Newspaper item about the Monks at Martin 3 – Transcription

From the Salisbury and Winchester Journal August 28th 1936

 

Monks at Martin

 

Soon after the beginning of the present century, it was rumoured in the village that Colonel Bentick had sold Bustard Farm – which he recently pulled down and rebuilt – to some foreign monks. Rumour was speedily confirmed, and before long monks living somewhere in France were proprietors of one of the best farms in Martin. The exchange, however, was hardly noticeable. Mr William Marlow, who had managed the farm for Colonel Bentick, continued to do so for the monks, and the same men were employed.

ANTI-CLERICAL CAMPAIGN

The time was one of unrest in France. The Anti-Clerical Campaign in France was meeting with success, and M. Emile Combes, leader of the Anti-Clericalists, had become Premier. No doubt it was the uncertainty of their position in their native land which prompted the monks to secure a safe retreat in a foreign country.

There were five monks and three lay brothers in the party. I have seen a photograph of them, earnest, clean-shaven fathers in light coloured frocks, and dark-robed, whiskered brothers of an obviously foreign appearance. The villagers still remember the names of most of them – the Father Superior, Father Jarrett, Father Norman, Father Ansell, Brother Joseph and Brother Alteau.

One of their first acts was to transform two of the four cottages attached to the farm into a temporary church, providing accommodation in the village for the labourers who had occupied the cottages. No sooner were they properly settled, however, than they began to build a new church, which they finished in a comparatively short time.

GOOD FARMERS

For the next ten or twelve years they lived peacefully in the village of their adoption, endearing themselves to the villagers. They proved good farmers, cultivating their land intensively and well, a thing which always recommends a newcomer to the village to his employees and neighbours. Apparently they had plenty of money, for they did not spare expense. They reaped good crops, and ‘the Monastery sheep’ were known and praised at fairs for miles around. An orchard of six hundred trees which they planted is still largely intact.

They were, above all, very neighbourly and very courteous. No case of want in the village came to their notice without their immediately offering relief. An old farmer related to me that a neighbour of his once went to the monastery to borrow a wagon in the middle of harvest. The foreman was dubious about lending it, as he thought his own men might be requiring it. So he asked one of the monks, who happened to be passing.

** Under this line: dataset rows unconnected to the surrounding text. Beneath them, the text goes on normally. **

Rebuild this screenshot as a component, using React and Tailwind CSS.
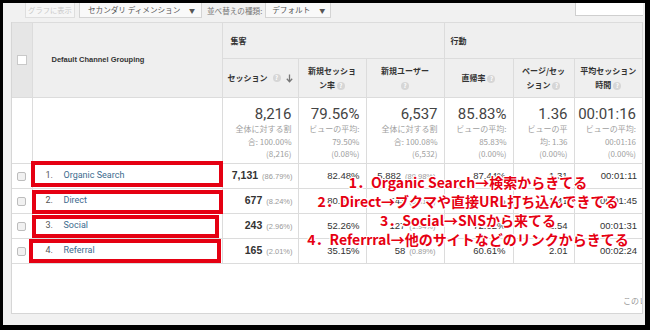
import React from 'react';

const jp = 'font-["Noto_Sans_CJK_JP",sans-serif]';

const totals = [
  ['8,216', '全体に対する割', '合: 100.00%', '(8,216)'],
  ['79.56%', 'ビューの平均:', '79.50%', '(0.08%)'],
  ['6,537', '全体に対する割', '合: 100.08%', '(6,532)'],
  ['85.83%', 'ビューの平均:', '85.83%', '(0.00%)'],
  ['1.36', 'ビューの平', '均: 1.36', '(0.00%)'],
  ['00:01:16', 'ビューの平均:', '00:01:16', '(0.00%)'],
];

const rows = [
  { n: '1.', name: 'Organic Search', s: '7,131', sp: '(86.79%)', nr: '82.48%', nu: '5,882', nup: '(89.98%)', br: '87.44%', pv: '1.31', t: '00:01:11' },
  { n: '2.', name: 'Direct', s: '677', sp: '(8.24%)', nr: '80.21%', nu: '543', nup: '(8.31%)', br: '85.38%', pv: '1.41', t: '00:01:45' },
  { n: '3.', name: 'Social', s: '243', sp: '(2.96%)', nr: '52.26%', nu: '127', nup: '(1.94%)', br: '72.02%', pv: '1.54', t: '00:01:31' },
  { n: '4.', name: 'Referral', s: '165', sp: '(2.01%)', nr: '35.15%', nu: '58', nup: '(0.89%)', br: '60.61%', pv: '2.01', t: '00:02:24' },
];

const notes = [
  '1．Organic Search→検索からきてる',
  '2．Direct→ブクマや直接URL打ち込んできてる',
  '3．Social→SNSから来てる',
  '4．Referrral→他のサイトなどのリンクからきてる',
];

const Help = () => (
  <span className="inline-flex items-center justify-center w-[8px] h-[8px] rounded-full bg-[#d6d6d6] text-white text-[6px] leading-none font-bold align-middle">
    ?
  </span>
);

const RowCheck = () => (
  <span className="block mx-auto w-[9px] h-[9px] border border-[#bdbdbd] rounded-[2px] bg-[#f1f1f1]" />
);

const App = () => {
  const cell = 'border border-[#dcdcdc]';

  return (
    <div className="relative w-[650px] h-[330px] bg-black pt-[3px] pl-[3px] pr-[5px] pb-[5px] overflow-hidden">
      <div className={`h-full bg-[#f1f1f1] flex flex-col pl-[8px] pr-[2px] pb-[11px] ${jp}`}>
        {/* toolbar */}
        <div className="h-[19px] flex items-start text-[7.6px] text-[#666] shrink-0 whitespace-nowrap">
          <div className="ml-[14px] w-[50px] h-[15px] flex items-center justify-center border-x border-b border-[#dedede] bg-[#f6f6f6] text-[#cacaca] text-[7.3px] overflow-hidden">
            グラフに表示
          </div>
          <div className="ml-[4px] w-[123px] h-[15px] flex items-center pl-[8px] pr-[6px] border-x border-b border-[#d4d4d4] bg-[#f9f9f9] text-[#555]">
            <span>セカンダリ ディメンション</span>
            <span className="ml-auto text-[6px]">▼</span>
          </div>
          <div className="ml-[5px] h-[15px] flex items-center text-[#777]">並べ替えの種類:</div>
          <div className="ml-[3px] w-[66px] h-[15px] flex items-center pl-[6px] pr-[5px] border-x border-b border-[#d4d4d4] bg-[#f9f9f9] text-[#555]">
            <span>デフォルト</span>
            <span className="ml-auto text-[6px]">▼</span>
          </div>
          <div className="ml-auto w-[68px] h-[13px] bg-white border-l border-b border-[#cfcfcf]" />
        </div>

        {/* report panel */}
        <div className="flex-1 flex flex-col bg-white border-x border-b border-[#d6d6d6] overflow-hidden">
          <table className="table-fixed border-collapse w-[630px]">
            <colgroup>
              <col className="w-[20px]" />
              <col className="w-[190px]" />
              <col className="w-[76px]" />
              <col className="w-[68px]" />
              <col className="w-[78px]" />
              <col className="w-[69px]" />
              <col className="w-[61px]" />
              <col className="w-[68px]" />
            </colgroup>
            <thead className="text-[#333]">
              <tr className="h-[36px]">
                <th rowSpan={2} className={`${cell} border-l-0 bg-[#e6e6e6]`}>
                  <span className="block mx-auto w-[10px] h-[10px] border border-[#c9c9c9] bg-white" />
                </th>
                <th rowSpan={2} className={`${cell} bg-[#efefef] text-left pl-[19px] font-["Liberation_Sans",sans-serif] text-[7.5px] font-bold`}>
                  Default Channel Grouping
                </th>
                <th colSpan={3} className={`${cell} bg-[#efefef] text-left pl-[8px] text-[8px] font-bold`}>
                  集客
                </th>
                <th colSpan={3} className={`${cell} border-r-0 bg-[#efefef] text-left pl-[6px] text-[8px] font-bold`}>
                  行動
                </th>
              </tr>
              <tr className="h-[39px] text-[8px] font-bold leading-[14px]">
                <th className={`${cell} bg-[#efefef]`}>
                  <div className="flex items-center justify-center gap-[5px]">
                    <span>セッション</span>
                    <Help />
                    <svg width="7" height="9" viewBox="0 0 7 9" className="text-[#777]">
                      <path d="M3.5 0.5v7M0.8 4.8l2.7 2.9 2.7-2.9" fill="none" stroke="currentColor" strokeWidth="1.3" />
                    </svg>
                  </div>
                </th>
                <th className={`${cell} bg-[#efefef]`}>
                  新規セッショ<br />ン率 <Help />
                </th>
                <th className={`${cell} bg-[#efefef]`}>
                  新規ユーザー<br /><Help />
                </th>
                <th className={`${cell} bg-[#efefef]`}>
                  直帰率 <Help />
                </th>
                <th className={`${cell} bg-[#efefef]`}>
                  ページ/セッ<br />ション <Help />
                </th>
                <th className={`${cell} border-r-0 bg-[#efefef]`}>
                  平均セッション<br />時間 <Help />
                </th>
              </tr>
            </thead>
            <tbody>
              <tr className="h-[66px]">
                <td className={`${cell} border-l-0`} />
                <td className={cell} />
                {totals.map((c, i) => (
                  <td key={i} className={`${cell} ${i === 5 ? 'border-r-0' : ''} align-top text-right pr-[6px] pt-[7px]`}>
                    <div className='font-["Roboto",sans-serif] text-[15px] leading-[18px] text-[#444]'>{c[0]}</div>
                    <div className="text-[8px] leading-[12.5px] text-[#a0a0a0]">
                      <div>{c[1]}</div>
                      <div>{c[2]}</div>
                      <div>{c[3]}</div>
                    </div>
                  </td>
                ))}
              </tr>
              {rows.map((r) => (
                <tr key={r.n} className='h-[25px] font-["Liberation_Sans",sans-serif] text-[9.5px] text-[#333]'>
                  <td className={`${cell} border-l-0`}>
                    <RowCheck />
                  </td>
                  <td className={`${cell} pl-[13px]`}>
                    <div className='flex items-center font-["Roboto",sans-serif] text-[9px]'>
                      <span className="w-[18px] text-[#555]">{r.n}</span>
                      <span className="text-[#3d6b8e]">{r.name}</span>
                    </div>
                  </td>
                  <td className={`${cell} text-right pr-[5px] whitespace-nowrap`}>
                    <span className="font-bold text-[10.5px]">{r.s}</span>
                    <span className="ml-[4px] text-[7.5px] text-[#999]">{r.sp}</span>
                  </td>
                  <td className={`${cell} text-right pr-[6px]`}>{r.nr}</td>
                  <td className={`${cell} text-right pr-[8px] whitespace-nowrap`}>
                    {r.nu}
                    <span className="ml-[4px] text-[7.5px] text-[#999]">{r.nup}</span>
                  </td>
                  <td className={`${cell} text-right pr-[7px]`}>{r.br}</td>
                  <td className={`${cell} text-right pr-[6px]`}>{r.pv}</td>
                  <td className={`${cell} border-r-0 text-right pr-[5px]`}>{r.t}</td>
                </tr>
              ))}
            </tbody>
          </table>
          <div className="flex-1 flex flex-col justify-end pb-[6px]">
            <div className="pl-[611px] whitespace-nowrap text-[8px] text-[#999]">このレ</div>
          </div>
        </div>
      </div>

      {/* red annotation boxes */}
      <div className="absolute left-[31px] top-[161px] w-[192px] h-[26px] border-4 border-[#e50012]" />
      <div className="absolute left-[32px] top-[190px] w-[191px] h-[24px] border-4 border-[#e50012]" />
      <div className="absolute left-[32px] top-[215px] w-[187px] h-[23px] border-4 border-[#e50012]" />
      <div className="absolute left-[29px] top-[239px] w-[192px] h-[24px] border-4 border-[#e50012]" />

      {/* red annotation text */}
      <div className={`absolute left-[298px] top-[173px] w-[340px] text-center text-[14px] leading-[19px] font-bold text-[#e60012] whitespace-nowrap ${jp} [text-shadow:-1px_-1px_0_#fff,1px_-1px_0_#fff,-1px_1px_0_#fff,1px_1px_0_#fff,0_1px_0_#fff,0_-1px_0_#fff,1px_0_0_#fff,-1px_0_0_#fff]`}>
        {notes.map((n) => (
          <div key={n}>{n}</div>
        ))}
      </div>
    </div>
  );
};

export default App;
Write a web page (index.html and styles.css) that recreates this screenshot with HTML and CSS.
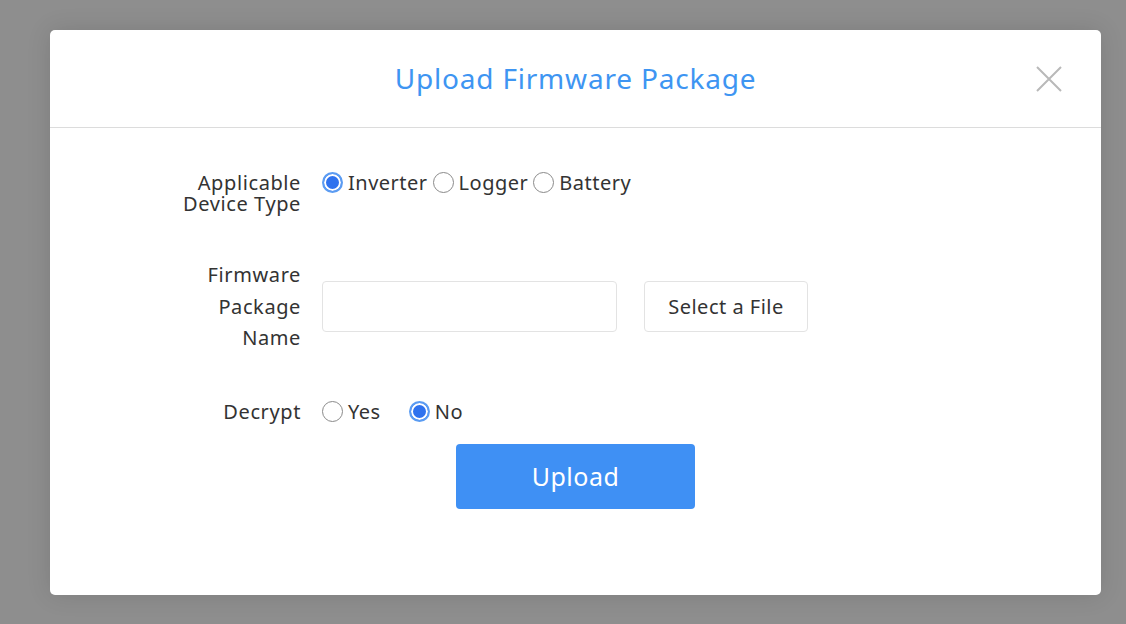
FILE: index.html
```html
<!DOCTYPE html>
<html lang="en">
<head>
  <meta charset="UTF-8" />
  <title>Upload Firmware Package</title>
  <link rel="stylesheet" href="styles.css">
</head>
<body>
  <div class="dialog">
    <div class="dialog-header">
      <h2 class="dialog-title">Upload Firmware Package</h2>
      <span class="close-btn">
        <svg width="26" height="26" viewBox="0 0 26 26"><path d="M1 1L25 25M25 1L1 25" stroke="#b9b9b9" stroke-width="2" fill="none"/></svg>
      </span>
    </div>

    <div class="dialog-body">
      <div class="form-row row-type">
        <div class="form-label">Applicable<br>Device Type</div>
        <div class="radio-group">
          <label class="radio"><span class="dot checked"></span>Inverter</label>
          <label class="radio"><span class="dot"></span>Logger</label>
          <label class="radio"><span class="dot"></span>Battery</label>
        </div>
      </div>

      <div class="form-row row-file">
        <div class="form-label tall">Firmware<br>Package<br>Name</div>
        <div class="file-group">
          <input type="text" class="file-name" />
          <button class="select-btn">Select a File</button>
        </div>
      </div>

      <div class="form-row row-decrypt">
        <div class="form-label">Decrypt</div>
        <div class="radio-group wide">
          <label class="radio"><span class="dot"></span>Yes</label>
          <label class="radio"><span class="dot checked"></span>No</label>
        </div>
      </div>

      <div class="actions">
        <button class="upload-btn">Upload</button>
      </div>
    </div>
  </div>
</body>
</html>
```

FILE: styles.css
```css
* {
  margin: 0;
  padding: 0;
  box-sizing: border-box;
}
body {
  font-family: 'Noto Sans', 'Open Sans', sans-serif;
  background: #8e8e8e;
  color: #333;
  padding: 30px 25px 29px 50px;
  height: 624px;
  overflow: hidden;
}
.dialog {
  width: 1051px;
  height: 565px;
  background: #fff;
  border-radius: 5px;
  box-shadow: 0 0 24px rgba(0, 0, 0, 0.12);
}
.dialog-header {
  position: relative;
  height: 98px;
  border-bottom: 1px solid #dcdcdc;
  display: flex;
  align-items: center;
  justify-content: center;
}
.dialog-title {
  font-size: 28px;
  font-weight: 400;
  letter-spacing: 0.8px;
  color: #3e95f2;
  margin-top: -2px;
}
.close-btn {
  position: absolute;
  right: 39px;
  top: 36px;
  width: 26px;
  height: 26px;
}
.dialog-body {
  padding-top: 44px;
}
.form-row {
  display: flex;
  align-items: center;
}
.row-type {
  align-items: flex-start;
}
.row-file {
  margin-top: 45px;
}
.row-decrypt {
  margin-top: 47px;
}
.form-label {
  width: 251px;
  margin-right: 21px;
  text-align: right;
  font-size: 20px;
  letter-spacing: 0.6px;
  line-height: 21px;
}
.form-label.tall {
  line-height: 31.5px;
}
.radio-group {
  display: flex;
  gap: 5px;
  font-size: 20px;
  letter-spacing: 0.5px;
  line-height: 21px;
}
.radio-group.wide {
  gap: 28px;
}
.radio {
  display: flex;
  align-items: center;
  gap: 5px;
}
.dot {
  width: 21px;
  height: 21px;
  border: 1px solid #8a8a8a;
  border-radius: 50%;
  background: #fff;
}
.dot.checked {
  border: 2px solid #5b9cf2;
  background: #2f72ee;
  box-shadow: inset 0 0 0 2px #fff;
}
.file-group {
  display: flex;
  gap: 27px;
}
.file-name {
  width: 295px;
  height: 51px;
  border: 1px solid #e3e3e3;
  border-radius: 4px;
  outline: none;
}
.select-btn {
  width: 164px;
  height: 51px;
  border: 1px solid #e3e3e3;
  border-radius: 4px;
  background: #fff;
  font-family: inherit;
  font-size: 20px;
  letter-spacing: 0.5px;
  color: #333;
}
.actions {
  display: flex;
  justify-content: center;
  margin-top: 22px;
}
.upload-btn {
  width: 239px;
  height: 65px;
  border: none;
  border-radius: 4px;
  background: #3f90f4;
  color: #fff;
  font-family: inherit;
  font-size: 25px;
  letter-spacing: 0.5px;
}
```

‘Oh, let the men have the wagon, let the men have the wagon,’ said the monk at once. ‘We can use the Scotch cart.’

On Good Friday, which in those days was not a general holiday, the monks always gave their men a holiday on full pay, provided they went to church in the morning. They were also always very pleased to see the villagers in their Sunday services, and often on Sunday afternoons the little church was packed.

The war was responsible for the uprooting of this little community. During and immediately after it they ventured, at various times, back to France, from which country they did not return. Soon after the war they sold their farm.

CHURCH DEMOLISHED

The church was demolished and re-erected in some growing village to the north of the Plain. The row of cottages which the monks had made into one building was divided into four once more. Now everything is as it was before the coming of the monks, and future generations will not suspect that Bustard Farm was ever Bustard Monastery. Although they may wonder how the large Monkey Puzzle tree came to be planted they will not guess, unless they have heard, that the monks planted it as a sapling in their churchyard.

As for the monks themselves, they are all dead. Mr Marlow tells me that they wrote to him fairly regularly after their return to France and that their letters informed him of the deaths of members of the community one by one. He heard from the last survivor, Father Jarett, at Christmas, 1934, but later learnt that he, too, had died.

So another episode has been played out in a village of the Plain, and in a short time, compared with the history of these villages, will be forgotten.